- Pages as source code:
────────────────

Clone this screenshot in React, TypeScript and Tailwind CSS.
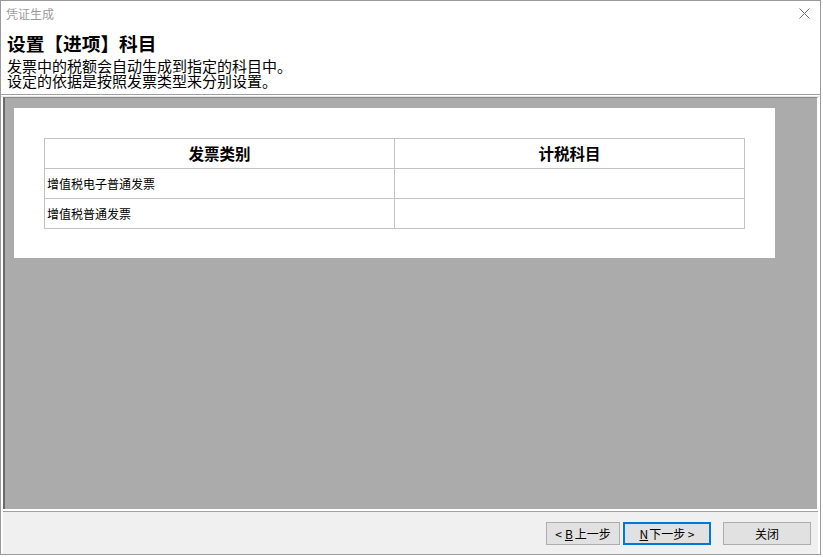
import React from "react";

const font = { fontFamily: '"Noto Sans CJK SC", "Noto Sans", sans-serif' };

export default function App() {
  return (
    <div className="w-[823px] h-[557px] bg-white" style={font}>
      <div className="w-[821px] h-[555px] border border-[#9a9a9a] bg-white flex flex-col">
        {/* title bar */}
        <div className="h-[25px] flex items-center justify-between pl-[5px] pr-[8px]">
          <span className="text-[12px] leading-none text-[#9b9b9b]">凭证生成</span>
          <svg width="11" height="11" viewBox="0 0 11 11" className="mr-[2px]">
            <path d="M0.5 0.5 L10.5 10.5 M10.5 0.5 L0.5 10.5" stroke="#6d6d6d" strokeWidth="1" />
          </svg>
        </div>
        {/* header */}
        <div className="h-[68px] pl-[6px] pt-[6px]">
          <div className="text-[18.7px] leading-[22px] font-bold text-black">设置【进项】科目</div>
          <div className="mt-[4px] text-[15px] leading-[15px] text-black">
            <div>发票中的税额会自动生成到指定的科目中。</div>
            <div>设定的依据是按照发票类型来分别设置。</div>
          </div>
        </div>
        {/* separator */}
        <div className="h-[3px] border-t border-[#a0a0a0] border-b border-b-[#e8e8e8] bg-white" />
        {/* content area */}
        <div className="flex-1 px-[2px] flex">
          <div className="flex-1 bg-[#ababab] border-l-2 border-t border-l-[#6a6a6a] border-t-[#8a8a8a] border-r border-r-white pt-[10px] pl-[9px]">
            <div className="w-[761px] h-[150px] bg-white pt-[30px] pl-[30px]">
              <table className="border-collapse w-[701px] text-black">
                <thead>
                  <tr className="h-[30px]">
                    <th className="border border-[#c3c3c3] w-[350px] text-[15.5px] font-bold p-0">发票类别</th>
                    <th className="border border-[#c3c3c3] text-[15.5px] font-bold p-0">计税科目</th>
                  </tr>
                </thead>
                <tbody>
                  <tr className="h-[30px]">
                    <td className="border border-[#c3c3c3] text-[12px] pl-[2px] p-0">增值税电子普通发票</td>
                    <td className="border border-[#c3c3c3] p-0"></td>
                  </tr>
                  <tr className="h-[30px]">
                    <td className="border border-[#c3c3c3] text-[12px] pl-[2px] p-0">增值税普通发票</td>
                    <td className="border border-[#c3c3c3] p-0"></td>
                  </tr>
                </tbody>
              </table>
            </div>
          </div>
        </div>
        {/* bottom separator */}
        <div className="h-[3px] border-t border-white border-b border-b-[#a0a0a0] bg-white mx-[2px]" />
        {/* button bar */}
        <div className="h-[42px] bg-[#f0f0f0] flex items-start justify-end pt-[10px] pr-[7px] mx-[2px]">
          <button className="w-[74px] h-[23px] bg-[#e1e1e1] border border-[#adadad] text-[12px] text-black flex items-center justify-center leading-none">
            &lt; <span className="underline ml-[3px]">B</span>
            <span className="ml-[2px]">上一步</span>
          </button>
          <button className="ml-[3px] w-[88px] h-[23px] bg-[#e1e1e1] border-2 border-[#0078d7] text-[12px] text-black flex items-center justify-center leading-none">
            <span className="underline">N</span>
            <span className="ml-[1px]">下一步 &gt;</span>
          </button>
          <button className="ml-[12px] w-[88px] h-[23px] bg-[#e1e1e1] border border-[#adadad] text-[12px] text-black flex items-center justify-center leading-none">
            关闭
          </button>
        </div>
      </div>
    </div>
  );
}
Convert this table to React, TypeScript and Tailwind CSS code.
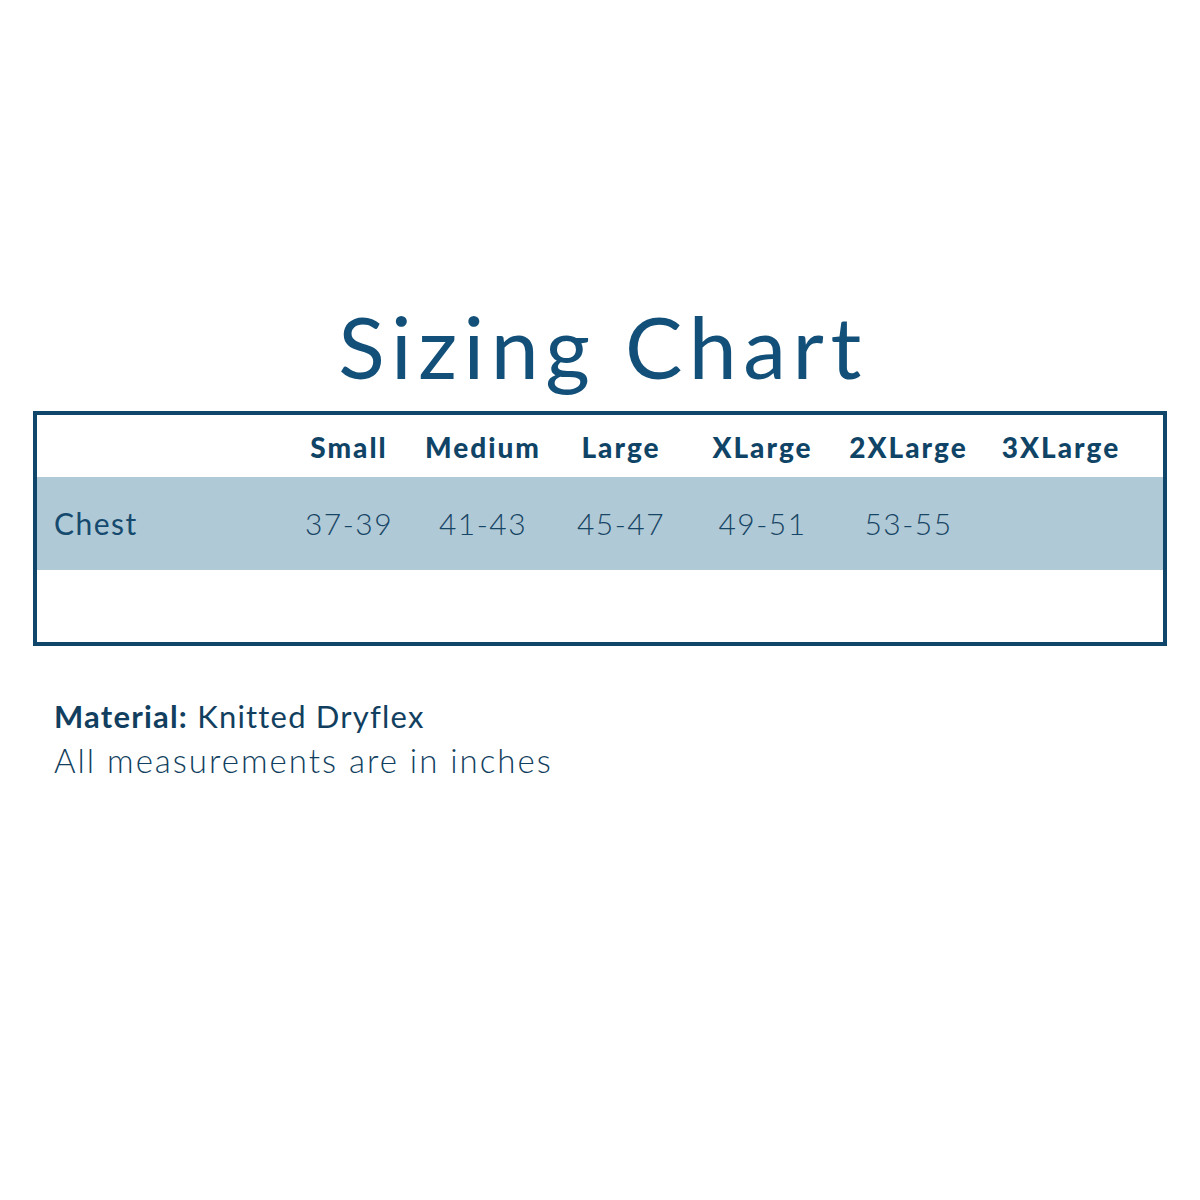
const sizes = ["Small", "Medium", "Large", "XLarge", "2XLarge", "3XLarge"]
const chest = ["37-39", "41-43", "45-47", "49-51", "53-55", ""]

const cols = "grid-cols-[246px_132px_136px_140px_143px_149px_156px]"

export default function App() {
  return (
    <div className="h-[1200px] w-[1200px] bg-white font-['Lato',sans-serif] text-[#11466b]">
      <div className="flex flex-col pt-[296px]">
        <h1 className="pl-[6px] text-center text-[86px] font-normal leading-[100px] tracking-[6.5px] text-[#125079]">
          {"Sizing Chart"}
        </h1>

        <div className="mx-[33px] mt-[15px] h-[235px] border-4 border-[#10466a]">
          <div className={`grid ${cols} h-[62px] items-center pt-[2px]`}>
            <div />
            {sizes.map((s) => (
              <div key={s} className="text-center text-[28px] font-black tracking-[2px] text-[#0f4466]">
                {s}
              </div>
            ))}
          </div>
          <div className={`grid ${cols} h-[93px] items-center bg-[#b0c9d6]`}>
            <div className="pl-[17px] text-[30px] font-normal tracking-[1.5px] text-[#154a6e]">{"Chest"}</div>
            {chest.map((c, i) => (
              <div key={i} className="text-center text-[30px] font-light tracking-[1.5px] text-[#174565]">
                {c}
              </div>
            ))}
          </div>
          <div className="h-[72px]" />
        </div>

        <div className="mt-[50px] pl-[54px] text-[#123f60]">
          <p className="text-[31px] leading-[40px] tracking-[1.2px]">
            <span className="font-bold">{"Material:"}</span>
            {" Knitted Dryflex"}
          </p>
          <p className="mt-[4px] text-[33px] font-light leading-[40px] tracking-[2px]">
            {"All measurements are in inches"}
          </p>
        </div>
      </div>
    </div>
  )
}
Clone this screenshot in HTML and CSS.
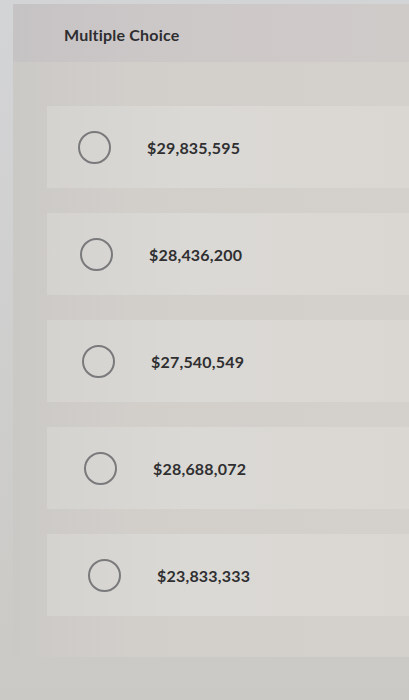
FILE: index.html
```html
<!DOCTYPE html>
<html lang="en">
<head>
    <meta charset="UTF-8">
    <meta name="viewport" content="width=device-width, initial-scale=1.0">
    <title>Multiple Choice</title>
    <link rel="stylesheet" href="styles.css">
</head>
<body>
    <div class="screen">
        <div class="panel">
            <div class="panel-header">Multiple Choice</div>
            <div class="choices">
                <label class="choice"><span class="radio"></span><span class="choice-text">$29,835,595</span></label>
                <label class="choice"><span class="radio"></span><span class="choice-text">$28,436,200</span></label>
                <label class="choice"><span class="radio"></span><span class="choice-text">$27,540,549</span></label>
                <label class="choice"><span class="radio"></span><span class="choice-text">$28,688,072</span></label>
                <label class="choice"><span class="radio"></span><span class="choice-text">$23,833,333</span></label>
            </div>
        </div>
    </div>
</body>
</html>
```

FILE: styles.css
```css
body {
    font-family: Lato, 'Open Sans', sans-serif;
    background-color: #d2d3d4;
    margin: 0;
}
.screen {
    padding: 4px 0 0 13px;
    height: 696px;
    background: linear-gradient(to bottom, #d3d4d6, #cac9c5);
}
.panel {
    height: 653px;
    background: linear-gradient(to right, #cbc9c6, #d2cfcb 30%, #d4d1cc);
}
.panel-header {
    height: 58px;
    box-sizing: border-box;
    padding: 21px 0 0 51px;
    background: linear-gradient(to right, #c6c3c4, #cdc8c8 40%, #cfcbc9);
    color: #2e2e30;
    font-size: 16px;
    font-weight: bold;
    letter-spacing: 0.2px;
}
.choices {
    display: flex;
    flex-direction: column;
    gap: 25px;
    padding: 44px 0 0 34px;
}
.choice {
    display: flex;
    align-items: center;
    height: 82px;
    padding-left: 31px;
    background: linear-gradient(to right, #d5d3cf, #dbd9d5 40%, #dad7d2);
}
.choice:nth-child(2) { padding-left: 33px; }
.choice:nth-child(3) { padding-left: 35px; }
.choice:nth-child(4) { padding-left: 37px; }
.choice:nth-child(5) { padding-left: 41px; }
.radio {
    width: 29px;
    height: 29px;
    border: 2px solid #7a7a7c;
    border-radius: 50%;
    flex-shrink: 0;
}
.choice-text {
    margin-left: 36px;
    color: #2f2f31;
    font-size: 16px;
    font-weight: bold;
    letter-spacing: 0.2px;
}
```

────────────────

- Exercise task: Every record above must be given again exactly; drop the pictures.

- Output for this task:
Clone this screenshot in React, TypeScript and Tailwind CSS.
import React from "react";

const font = { fontFamily: '"Noto Sans CJK SC", "Noto Sans", sans-serif' };

export default function App() {
  return (
    <div className="w-[823px] h-[557px] bg-white" style={font}>
      <div className="w-[821px] h-[555px] border border-[#9a9a9a] bg-white flex flex-col">
        {/* title bar */}
        <div className="h-[25px] flex items-center justify-between pl-[5px] pr-[8px]">
          <span className="text-[12px] leading-none text-[#9b9b9b]">凭证生成</span>
          <svg width="11" height="11" viewBox="0 0 11 11" className="mr-[2px]">
            <path d="M0.5 0.5 L10.5 10.5 M10.5 0.5 L0.5 10.5" stroke="#6d6d6d" strokeWidth="1" />
          </svg>
        </div>
        {/* header */}
        <div className="h-[68px] pl-[6px] pt-[6px]">
          <div className="text-[18.7px] leading-[22px] font-bold text-black">设置【进项】科目</div>
          <div className="mt-[4px] text-[15px] leading-[15px] text-black">
            <div>发票中的税额会自动生成到指定的科目中。</div>
            <div>设定的依据是按照发票类型来分别设置。</div>
          </div>
        </div>
        {/* separator */}
        <div className="h-[3px] border-t border-[#a0a0a0] border-b border-b-[#e8e8e8] bg-white" />
        {/* content area */}
        <div className="flex-1 px-[2px] flex">
          <div className="flex-1 bg-[#ababab] border-l-2 border-t border-l-[#6a6a6a] border-t-[#8a8a8a] border-r border-r-white pt-[10px] pl-[9px]">
            <div className="w-[761px] h-[150px] bg-white pt-[30px] pl-[30px]">
              <table className="border-collapse w-[701px] text-black">
                <thead>
                  <tr className="h-[30px]">
                    <th className="border border-[#c3c3c3] w-[350px] text-[15.5px] font-bold p-0">发票类别</th>
                    <th className="border border-[#c3c3c3] text-[15.5px] font-bold p-0">计税科目</th>
                  </tr>
                </thead>
                <tbody>
                  <tr className="h-[30px]">
                    <td className="border border-[#c3c3c3] text-[12px] pl-[2px] p-0">增值税电子普通发票</td>
                    <td className="border border-[#c3c3c3] p-0"></td>
                  </tr>
                  <tr className="h-[30px]">
                    <td className="border border-[#c3c3c3] text-[12px] pl-[2px] p-0">增值税普通发票</td>
                    <td className="border border-[#c3c3c3] p-0"></td>
                  </tr>
                </tbody>
              </table>
            </div>
          </div>
        </div>
        {/* bottom separator */}
        <div className="h-[3px] border-t border-white border-b border-b-[#a0a0a0] bg-white mx-[2px]" />
        {/* button bar */}
        <div className="h-[42px] bg-[#f0f0f0] flex items-start justify-end pt-[10px] pr-[7px] mx-[2px]">
          <button className="w-[74px] h-[23px] bg-[#e1e1e1] border border-[#adadad] text-[12px] text-black flex items-center justify-center leading-none">
            &lt; <span className="underline ml-[3px]">B</span>
            <span className="ml-[2px]">上一步</span>
          </button>
          <button className="ml-[3px] w-[88px] h-[23px] bg-[#e1e1e1] border-2 border-[#0078d7] text-[12px] text-black flex items-center justify-center leading-none">
            <span className="underline">N</span>
            <span className="ml-[1px]">下一步 &gt;</span>
          </button>
          <button className="ml-[12px] w-[88px] h-[23px] bg-[#e1e1e1] border border-[#adadad] text-[12px] text-black flex items-center justify-center leading-none">
            关闭
          </button>
        </div>
      </div>
    </div>
  );
}
Convert this table to React, TypeScript and Tailwind CSS code.
const sizes = ["Small", "Medium", "Large", "XLarge", "2XLarge", "3XLarge"]
const chest = ["37-39", "41-43", "45-47", "49-51", "53-55", ""]

const cols = "grid-cols-[246px_132px_136px_140px_143px_149px_156px]"

export default function App() {
  return (
    <div className="h-[1200px] w-[1200px] bg-white font-['Lato',sans-serif] text-[#11466b]">
      <div className="flex flex-col pt-[296px]">
        <h1 className="pl-[6px] text-center text-[86px] font-normal leading-[100px] tracking-[6.5px] text-[#125079]">
          {"Sizing Chart"}
        </h1>

        <div className="mx-[33px] mt-[15px] h-[235px] border-4 border-[#10466a]">
          <div className={`grid ${cols} h-[62px] items-center pt-[2px]`}>
            <div />
            {sizes.map((s) => (
              <div key={s} className="text-center text-[28px] font-black tracking-[2px] text-[#0f4466]">
                {s}
              </div>
            ))}
          </div>
          <div className={`grid ${cols} h-[93px] items-center bg-[#b0c9d6]`}>
            <div className="pl-[17px] text-[30px] font-normal tracking-[1.5px] text-[#154a6e]">{"Chest"}</div>
            {chest.map((c, i) => (
              <div key={i} className="text-center text-[30px] font-light tracking-[1.5px] text-[#174565]">
                {c}
              </div>
            ))}
          </div>
          <div className="h-[72px]" />
        </div>

        <div className="mt-[50px] pl-[54px] text-[#123f60]">
          <p className="text-[31px] leading-[40px] tracking-[1.2px]">
            <span className="font-bold">{"Material:"}</span>
            {" Knitted Dryflex"}
          </p>
          <p className="mt-[4px] text-[33px] font-light leading-[40px] tracking-[2px]">
            {"All measurements are in inches"}
          </p>
        </div>
      </div>
    </div>
  )
}
Clone this screenshot in HTML and CSS.
FILE: index.html
```html
<!DOCTYPE html>
<html lang="en">
<head>
    <meta charset="UTF-8">
    <meta name="viewport" content="width=device-width, initial-scale=1.0">
    <title>Multiple Choice</title>
    <link rel="stylesheet" href="styles.css">
</head>
<body>
    <div class="screen">
        <div class="panel">
            <div class="panel-header">Multiple Choice</div>
            <div class="choices">
                <label class="choice"><span class="radio"></span><span class="choice-text">$29,835,595</span></label>
                <label class="choice"><span class="radio"></span><span class="choice-text">$28,436,200</span></label>
                <label class="choice"><span class="radio"></span><span class="choice-text">$27,540,549</span></label>
                <label class="choice"><span class="radio"></span><span class="choice-text">$28,688,072</span></label>
                <label class="choice"><span class="radio"></span><span class="choice-text">$23,833,333</span></label>
            </div>
        </div>
    </div>
</body>
</html>
```

FILE: styles.css
```css
body {
    font-family: Lato, 'Open Sans', sans-serif;
    background-color: #d2d3d4;
    margin: 0;
}
.screen {
    padding: 4px 0 0 13px;
    height: 696px;
    background: linear-gradient(to bottom, #d3d4d6, #cac9c5);
}
.panel {
    height: 653px;
    background: linear-gradient(to right, #cbc9c6, #d2cfcb 30%, #d4d1cc);
}
.panel-header {
    height: 58px;
    box-sizing: border-box;
    padding: 21px 0 0 51px;
    background: linear-gradient(to right, #c6c3c4, #cdc8c8 40%, #cfcbc9);
    color: #2e2e30;
    font-size: 16px;
    font-weight: bold;
    letter-spacing: 0.2px;
}
.choices {
    display: flex;
    flex-direction: column;
    gap: 25px;
    padding: 44px 0 0 34px;
}
.choice {
    display: flex;
    align-items: center;
    height: 82px;
    padding-left: 31px;
    background: linear-gradient(to right, #d5d3cf, #dbd9d5 40%, #dad7d2);
}
.choice:nth-child(2) { padding-left: 33px; }
.choice:nth-child(3) { padding-left: 35px; }
.choice:nth-child(4) { padding-left: 37px; }
.choice:nth-child(5) { padding-left: 41px; }
.radio {
    width: 29px;
    height: 29px;
    border: 2px solid #7a7a7c;
    border-radius: 50%;
    flex-shrink: 0;
}
.choice-text {
    margin-left: 36px;
    color: #2f2f31;
    font-size: 16px;
    font-weight: bold;
    letter-spacing: 0.2px;
}
```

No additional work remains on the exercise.